On 19 May 2008, Galway won Connacht Senior Football Championship first round clash against Roscommon at Pearse Stadium by a comfortable 2–16 to 0–06 scoreline. Sammon said "I didn't think we would win by so much. I would have settled for one or two points, I thought that's how close it would be." after the match. Their semi-final clash against Leitrim also at Pearse Stadium, saw Galway win by 2–14 to 1–13. Sammon wasn't entirely satisfied with Galway's performance and felt there was plenty of room for improvement ahead of the Connacht final against Mayo. "Goals are so important and they win games.
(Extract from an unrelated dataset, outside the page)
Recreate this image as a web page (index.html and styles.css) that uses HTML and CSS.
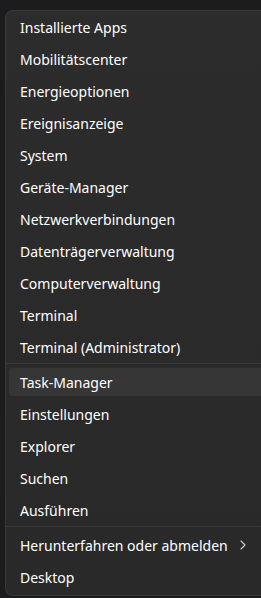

We were fortunate when we got two and were disappointed that we gave one away. We were giving away goals in the early away goals in the early rounds of the league and we worked on stopping that, so we're not happy."

On 13 July 2008, Galway won their 44th Connacht SFC after beating Mayo by 2–12 to 1–14 in a provincial decider at McHale Park. Sammon warmly greeted the victory after the final. "Any time you can win, it certainly stands to you, particularly down here in Castlebar. It is a very difficult places to win in," he said.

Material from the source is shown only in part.